Marc Ferrer Esteve. /EPDAEn sociedades que se autoproclaman inclusivas, aún persisten prejuicios profundamente arraigados hacia ciertos grupos: las trabajadoras sexuales y las personas con enanismo. Esta doble marginación no es solo cultural, sino también legal y laboral. Y ante eso, hay que preguntarse con seriedad: ¿si se les prohíbe trabajar, quién les ofrece un futuro? ¿Quién se hace responsable?
Las personas que ejercen el trabajo sexual —en su inmensa mayoría mujeres, aunque también hay hombres y personas trans— lo hacen por múltiples razones: necesidad económica, falta de oportunidades, decisión propia o combinación de todas. Mientras tanto, muchas personas con enanismo enfrentan un mundo que las limita, las infantiliza o las convierte en objeto de burla. El problema no es que una persona pequeña trabaje en un circo o en el entretenimiento, sino que sea lo único que se le permita hacer, o peor aún, que se le prohíba incluso eso.
Prohibir el trabajo sexual, o impedir que una persona pequeña actúe, baile o trabaje en lo que quiera, bajo la excusa de protegerla o evitar la “cosificación”, no es una solución: es una forma de paternalismo hipócrita. La verdadera solución está en garantizar condiciones laborales dignas, derechos sociales, seguridad y opciones reales para que cada quien elija su camino, sin coerción ni discriminación.
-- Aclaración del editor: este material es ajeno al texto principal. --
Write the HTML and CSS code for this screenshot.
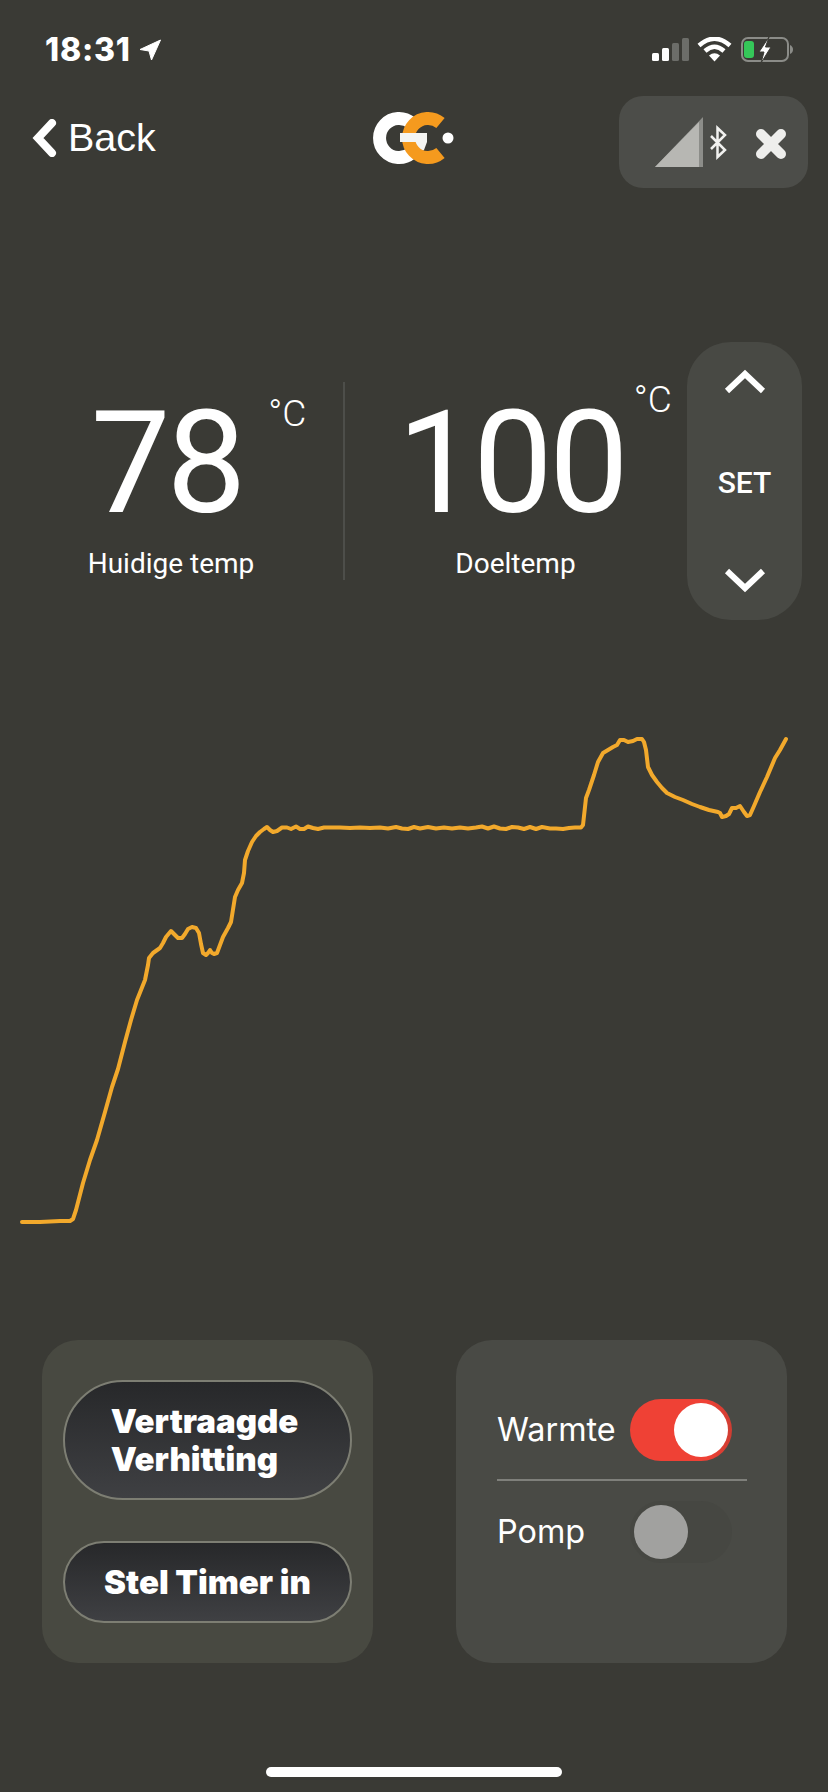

El trabajo es un derecho humano. La dignidad no está en el tipo de trabajo, sino en cómo se trata a quien lo realiza. Si prohibimos que las putas trabajen, ¿las vamos a mantener? Si impedimos que los enanos se ganen la vida como puedan, ¿les ofreceremos empleos alternativos? ¿O solo nos interesa sentirnos moralmente superiores mientras ellos y ellas quedan en el abandono?
Quienes defienden la exclusión lo hacen desde el privilegio. Es fácil hablar de “dignidad” cuando no te falta el pan, cuando no te cierran las puertas por cómo luces o por tu oficio. La verdadera defensa de la dignidad es reconocer que todas las personas, sin importar su cuerpo o su profesión, merecen trabajar sin ser humilladas ni perseguidas.
En vez de prohibir, deberíamos proteger. En vez de estigmatizar, deberíamos garantizar derechos. Y sobre todo, deberíamos dejar de decidir por otros lo que es digno o no.